As principais indicações da cistoscopia diagnóstica incluem:
- Exame e obtenção de amostras anatómicas em doentes com hematúria crónica ou massas vesicais ou uretrais,
- Avaliação da existência de possíveis alterações anatómicas em doentes com infeções recorrentes do trato urinário,
- Avaliação diagnóstica de doentes com uréter ectópico.1
Aplicações terapêuticas da endoscopia em cães
A endoscopia permite o tratamento de várias patologias do trato urinário, tanto superior como inferior:
Nefrolitíase
Atualmente, só se recomenda a eliminação dos nefrólitos quando causam problemas. Estas situações incluem a presença de pielonefrite não responsiva a tratamento médico e uma obstrução ureteral que cause hidronefrose e dano renal progressivo.
- Em doentes tratados por litotripsia extracorpórea , normalmente recorre-se à endourologia para a colocação de um stent ureteral que evite obstruções.
- Em casos em que a litotripsia não esteja disponível ou indicada , a nefrolitotomia endoscópica (percutânea ou assistida por cirurgia) representa uma opção de tratamento muito menos invasiva e com melhores resultados do que a cirurgia tradicional.2
Hematúria Renal Idiopática (HRI)
A HRI é uma doença pouco frequente (unilateral em 66-75% dos doentes, bilateral nos restantes) que costuma ocorrer em cães jovens de raça grande ou gigante e que é caracterizada por um sangramento procedente do trato urinário superior que provoca uma hematúria crónica grave, podendo causar anemia e formação de coágulos que obstruam o uréter ou a uretra . Nestes cães, a visualização cistoscópica da junção ureterovesical permite identificar a origem da hematúria. Tradicionalmente, estes doentes eram tratados por ureteronefrectomia, mas atualmente recomendam-se opções menos agressivas. Em medicina humana, costuma recorrer-se à eletrocauterização por utereno-nefroscópio, mas esta técnica não é viável em medicina veterinária.

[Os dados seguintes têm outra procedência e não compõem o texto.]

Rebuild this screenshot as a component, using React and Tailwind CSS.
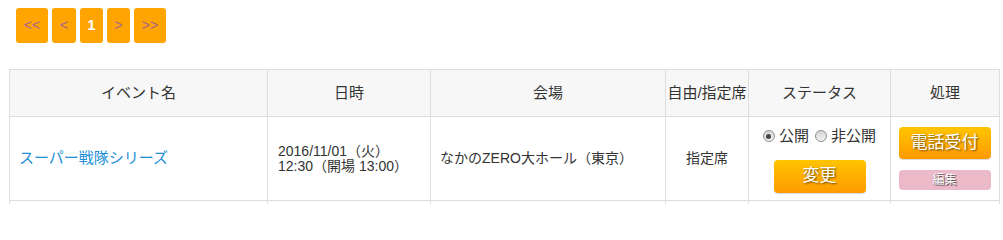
import React from 'react';

const font = { fontFamily: '"Liberation Sans", "Noto Sans CJK JP", sans-serif' };

const Pager = () => {
  const items = [
    { label: '<<', w: 'w-[32px]' },
    { label: '<', w: 'w-[24px]' },
    { label: '1', w: 'w-[23px]', current: true },
    { label: '>', w: 'w-[23px]' },
    { label: '>>', w: 'w-[32px]' },
  ];

  return (
    <div className="flex gap-[4px] pl-[16px] pt-[8px]">
      {items.map((item, i) => (
        <a
          key={i}
          className={`${item.w} h-[35px] flex items-center justify-center rounded-[3px] bg-[#ffa400] ${
            item.current ? 'text-white font-bold text-[15px]' : 'text-[#a8678a] text-[14px]'
          }`}
        >
          {item.label}
        </a>
      ))}
    </div>
  );
};

// windows-ish radio look from the screenshot
const Radio = ({ checked }) => (
  <span className="w-[12px] h-[12px] rounded-full border border-[#8f8f8f] bg-gradient-to-b from-[#d4d4d4] to-[#f4f4f4] flex items-center justify-center">
    {checked && <span className="w-[5px] h-[5px] rounded-full bg-[#444]" />}
  </span>
);

const App = () => {
  return (
    <div className="w-[1003px] h-[204px] bg-white overflow-hidden" style={font}>
      <Pager />

      {/* Event list */}
      <table className="mt-[26px] ml-[9px] w-[990px] table-fixed border-collapse text-[#333] text-[14px]">
        <colgroup>
          <col className="w-[258px]" />
          <col className="w-[163px]" />
          <col className="w-[235px]" />
          <col className="w-[83px]" />
          <col className="w-[142px]" />
          <col className="w-[109px]" />
        </colgroup>
        <thead>
          <tr className="h-[47px] bg-[#f7f7f7] text-[15px]">
            <th className="border border-[#dddddd] font-normal">イベント名</th>
            <th className="border border-[#dddddd] font-normal">日時</th>
            <th className="border border-[#dddddd] font-normal">会場</th>
            <th className="border border-[#dddddd] font-normal">自由/指定席</th>
            <th className="border border-[#dddddd] font-normal">ステータス</th>
            <th className="border border-[#dddddd] font-normal">処理</th>
          </tr>
        </thead>
        <tbody>
          <tr className="h-[84px]">
            <td className="border border-[#dddddd] pl-[9px]">
              <a className="text-[#1e90d8] text-[15px]">スーパー戦隊シリーズ</a>
            </td>
            <td className="border border-[#dddddd] pl-[10px] text-[14px] leading-[15px]">
              2016/11/01（火）
              <br />
              12:30（開場 13:00）
            </td>
            <td className="border border-[#dddddd] pl-[9px]">なかのZERO大ホール（東京）</td>
            <td className="border border-[#dddddd] text-center">指定席</td>
            <td className="border border-[#dddddd] align-top">
              <div className="flex flex-col items-center pt-[8px]">
                <label className="flex items-center text-[15px]">
                  <Radio checked />
                  <span className="ml-[4px]">公開</span>
                  <span className="ml-[6px]">
                    <Radio />
                  </span>
                  <span className="ml-[4px]">非公開</span>
                </label>
                <button className="mt-[12px] w-[92px] h-[33px] rounded-[4px] bg-gradient-to-b from-[#ffc400] to-[#ff9a00] text-white text-[17px] [text-shadow:1px_1px_2px_rgba(0,0,0,0.6)] shadow-[0_1px_1px_rgba(0,0,0,0.15)]">
                  変更
                </button>
              </div>
            </td>
            <td className="border border-[#dddddd] align-top">
              <div className="flex flex-col items-center pt-[10px] pr-[1px]">
                <button className="w-[92px] h-[32px] rounded-[4px] bg-gradient-to-b from-[#ffc400] to-[#ff9a00] text-white text-[17px] [text-shadow:1px_1px_2px_rgba(0,0,0,0.6)] shadow-[0_1px_1px_rgba(0,0,0,0.15)]">
                  電話受付
                </button>
                <button className="mt-[11px] w-[92px] h-[20px] rounded-[4px] bg-[#ebb9c8] text-white text-[12px] leading-none [text-shadow:1px_1px_1px_rgba(0,0,0,0.7)]">
                  編集
                </button>
              </div>
            </td>
          </tr>
          {/* next row, cut off by the window */}
          <tr className="h-[40px]">
            <td className="border border-[#dddddd]" />
            <td className="border border-[#dddddd]" />
            <td className="border border-[#dddddd]" />
            <td className="border border-[#dddddd]" />
            <td className="border border-[#dddddd]" />
            <td className="border border-[#dddddd]" />
          </tr>
        </tbody>
      </table>
    </div>
  );
};

export default App;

Portanto, em medicina veterinária costuma recorrer-se à escleroterapia, infundindo-se nitrato de prata e/ou povidona iodada na pélvis renal usando controlo cistoscópico e fluoroscópico para ocluir o uréter. Em cães não responsivos à escleroterapia que tenham tamanho suficiente pode tentar-se uma eletrocauterização guiada por ureteroscopia.2,3
Intervenções Ureterais
As obstruções ureterais (cálculos, neoplasias, estenose) que não se resolvam causam uma perda irreversível da função renal . As técnicas cirúrgicas tradicionais para a sua resolução estão associadas a uma elevada percentagem de complicações e uma alta mortalidade. No cão, a colocação de um stent ureteral com guia endoscópica permite o restabelecimento do fluxo de urina, com a consequente redução da azotemia e da mortalidade destes doentes.2,3 Por outro lado, a ablação laser guiada por cistoscopia é uma técnica minimamente invasiva que permite o tratamento dos ureteres ectópicos intramurais , embora, em muitos casos, seja necessário recorrer a procedimentos endoscópicos adicionais para evitar a incompetência uretral.2
Bexiga e Uretra
A endourologia oferece várias técnicas (cistolitotomia percutânea, cistouretroscopia com litotripsia a laser ou cistouretroscopia assistida por cesto) que permitem uma remoção minimamente invasiva dos urólitos dessa zona com muito menos complicações que as descritas com as técnicas tradicionais. Além disso, a endoscopia permite a remoção de massas polipoides vesicais benignas , assim como a injeção de agentes aumentadores de volume para o tratamento da incompetência do esfíncter uretral. Por último, a endoscopia permite a ablação laser de remanescentes vaginais associados a vaginite e infeções urinárias e proporciona técnicas para o controlo da dissinergia do detrusor e da hiperatividade vesical .2
Conclusões
A endoscopia é ainda uma ferramenta pouco utilizada em urologia canina. No entanto, tem várias aplicações tanto no diagnóstico como no tratamento de muitas doenças do trato urinário. Embora a maioria destes procedimentos deva ser realizada por especialistas, é importante que o clínico generalista os conheça, para que os seus doentes possam beneficiar dos mesmos.